Si l’Indonésie a besoin de croissance pour soutenir sa population croissante, des experts estiment qu’un modèle plus équilibré est possible. Siwage Dharma Negara, économiste, insiste sur l’importance de considérer les impacts à long terme des PSN, non seulement sur l’économie, mais aussi sur les écosystèmes et les communautés. Une approche plus inclusive, impliquant les populations locales dès la conception des projets, pourrait limiter les conflits.
Projet | Région | Impacts |
---|---|---|
Programme agricole | Merauke, Papouasie | Déforestation, déplacement de populations |
Éco-village | Rempang, îles Riau | Expulsions, impacts environnementaux |
Repenser les PSN pour inclure des évaluations d’impact rigoureuses et une véritable participation communautaire pourrait transformer ces projets en opportunités de développement durable. Mais pour l’instant, la balance penche encore du côté des profits à court terme.

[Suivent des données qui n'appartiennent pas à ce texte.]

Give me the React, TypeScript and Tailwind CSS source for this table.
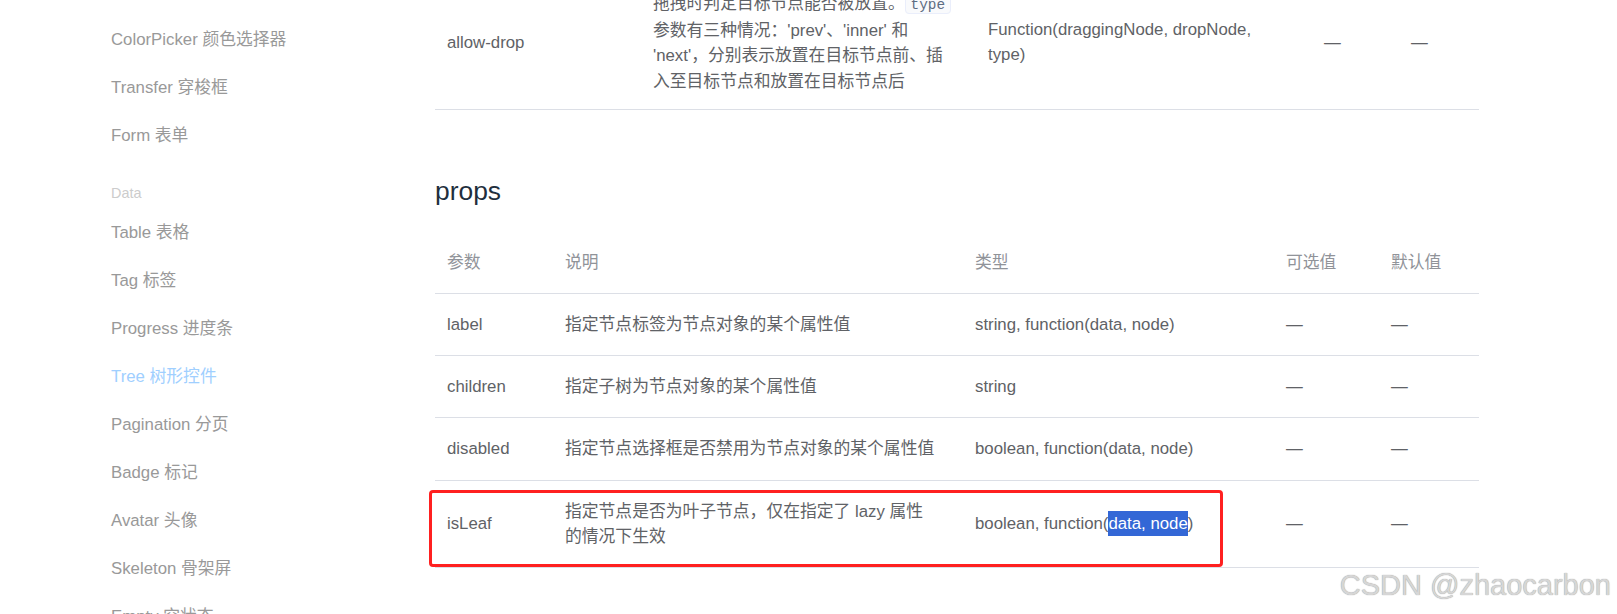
import React from "react";

const navTop = ["ColorPicker 颜色选择器", "Transfer 穿梭框", "Form 表单"];
const navData = [
  "Table 表格",
  "Tag 标签",
  "Progress 进度条",
  "Tree 树形控件",
  "Pagination 分页",
  "Badge 标记",
  "Avatar 头像",
  "Skeleton 骨架屏",
  "Empty 空状态",
];

const rows = [
  { p: "label", d: ["指定节点标签为节点对象的某个属性值"], t: "string, function(data, node)" },
  { p: "children", d: ["指定子树为节点对象的某个属性值"], t: "string" },
  { p: "disabled", d: ["指定节点选择框是否禁用为节点对象的某个属性值"], t: "boolean, function(data, node)" },
];

export default function App() {
  return (
    <div className="relative h-[614px] w-[1617px] overflow-hidden bg-white font-['Liberation_Sans','Noto_Sans_CJK_SC',sans-serif]">
      <div className="flex">
        {/* Sidebar */}
        <div className="w-[435px] shrink-0 pl-[111px] pt-[16px]">
          {navTop.map((t) => (
            <div key={t} className="h-[48px] whitespace-nowrap text-[16.8px] leading-[48px] text-[#999999]">
              {t}
            </div>
          ))}
          <div className="mt-[18px] h-[31.2px] text-[14.4px] leading-[31.2px] text-[#cccccc]">Data</div>
          {navData.map((t) => (
            <div
              key={t}
              className={
                t.startsWith("Tree")
                  ? "h-[48px] whitespace-nowrap text-[16.8px] leading-[48px] text-[#a0cfff]"
                  : "h-[48px] whitespace-nowrap text-[16.8px] leading-[48px] text-[#999999]"
              }
            >
              {t}
            </div>
          ))}
        </div>

        {/* Main */}
        <div className="-mt-[27px] w-[1044px] shrink-0 text-[16.8px] leading-[25.2px] text-[#606266]">
          <table className="w-full table-fixed border-collapse">
            <colgroup>
              <col className="w-[200px]" />
              <col className="w-[335px]" />
              <col className="w-[336px]" />
              <col className="w-[87px]" />
              <col className="w-[86px]" />
            </colgroup>
            <tbody>
              <tr className="border-b border-[#dcdfe6]">
                <td className="pb-[15px] pl-[12px] pr-[18px] pt-[18px] align-middle">allow-drop</td>
                <td className="px-[18px] pb-[15px] pt-[18px] align-middle">
                  <div className="whitespace-nowrap">
                    拖拽时判定目标节点能否被放置。
                    <code className="rounded-[4px] border border-[#eaeefb] bg-[#f9fafc] px-[4.8px] font-['Liberation_Mono',monospace] text-[14.4px] text-[#5e6d82]">
                      type
                    </code>
                  </div>
                  <div className="whitespace-nowrap">参数有三种情况：'prev'、'inner' 和</div>
                  <div className="whitespace-nowrap">'next'，分别表示放置在目标节点前、插</div>
                  <div className="whitespace-nowrap">入至目标节点和放置在目标节点后</div>
                </td>
                <td className="px-[18px] pb-[15px] pt-[18px] align-middle">
                  <div className="whitespace-nowrap">Function(draggingNode, dropNode,</div>
                  <div className="whitespace-nowrap">type)</div>
                </td>
                <td className="px-[18px] pb-[15px] pt-[18px] align-middle">—</td>
                <td className="px-[18px] pb-[15px] pt-[18px] align-middle">—</td>
              </tr>
            </tbody>
          </table>

          <h3 className="mb-[24px] mt-[64px] h-[34px] text-[26.4px] font-normal leading-[34px] text-[#1f2f3d]">props</h3>

          <div className="relative">
            <table className="w-full table-fixed border-collapse">
              <colgroup>
                <col className="w-[112px]" />
                <col className="w-[410px]" />
                <col className="w-[311px]" />
                <col className="w-[105px]" />
                <col className="w-[106px]" />
              </colgroup>
              <thead>
                <tr className="border-b border-[#dcdfe6]">
                  <th className="py-[18px] pl-[12px] pr-[18px] text-left font-normal text-[#909399]">参数</th>
                  <th className="px-[18px] py-[18px] text-left font-normal text-[#909399]">说明</th>
                  <th className="px-[18px] py-[18px] text-left font-normal text-[#909399]">类型</th>
                  <th className="px-[18px] py-[18px] text-left font-normal text-[#909399]">可选值</th>
                  <th className="px-[18px] py-[18px] text-left font-normal text-[#909399]">默认值</th>
                </tr>
              </thead>
              <tbody>
                {rows.map((r) => (
                  <tr key={r.p} className="border-b border-[#dcdfe6]">
                    <td className="py-[18px] pl-[12px] pr-[18px] align-middle">{r.p}</td>
                    <td className="whitespace-nowrap px-[18px] py-[18px] align-middle">{r.d[0]}</td>
                    <td className="whitespace-nowrap px-[18px] py-[18px] align-middle">{r.t}</td>
                    <td className="px-[18px] py-[18px] align-middle">—</td>
                    <td className="px-[18px] py-[18px] align-middle">—</td>
                  </tr>
                ))}
                <tr className="border-b border-[#dcdfe6]">
                  <td className="py-[18px] pl-[12px] pr-[18px] align-middle">isLeaf</td>
                  <td className="px-[18px] py-[18px] align-middle">
                    <div className="whitespace-nowrap">指定节点是否为叶子节点，仅在指定了 lazy 属性</div>
                    <div className="whitespace-nowrap">的情况下生效</div>
                  </td>
                  <td className="whitespace-nowrap px-[18px] py-[18px] align-middle">
                    boolean, function(
                    <span className="inline-block bg-[#3367d6] leading-[25.2px] text-white">data, node</span>)
                  </td>
                  <td className="px-[18px] py-[18px] align-middle">—</td>
                  <td className="px-[18px] py-[18px] align-middle">—</td>
                </tr>
              </tbody>
            </table>
            {/* red annotation box */}
            <div className="pointer-events-none absolute left-[-6px] top-[258px] h-[77px] w-[794px] rounded-[4px] border-[3px] border-[#ff2020]" />
          </div>
        </div>
      </div>

      {/* watermark */}
      <div className="pointer-events-none absolute bottom-[14px] right-[6px] whitespace-nowrap text-[29px] leading-none text-[#d6d6d6] [text-shadow:0_0_1px_#8a8a8a]">
        CSDN @zhaocarbon
      </div>
    </div>
  );
}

En Indonésie, la tension entre croissance économique et préservation des ressources naturelles est palpable. Les forêts, les communautés indigènes et les droits humains sont au cœur d’un débat qui dépasse les frontières de l’archipel. Alors que les ONG continuent de se mobiliser, une question demeure : l’Indonésie parviendra-t-elle à concilier ses ambitions économiques avec la justice sociale et environnementale ? L’avenir des générations futures en dépend.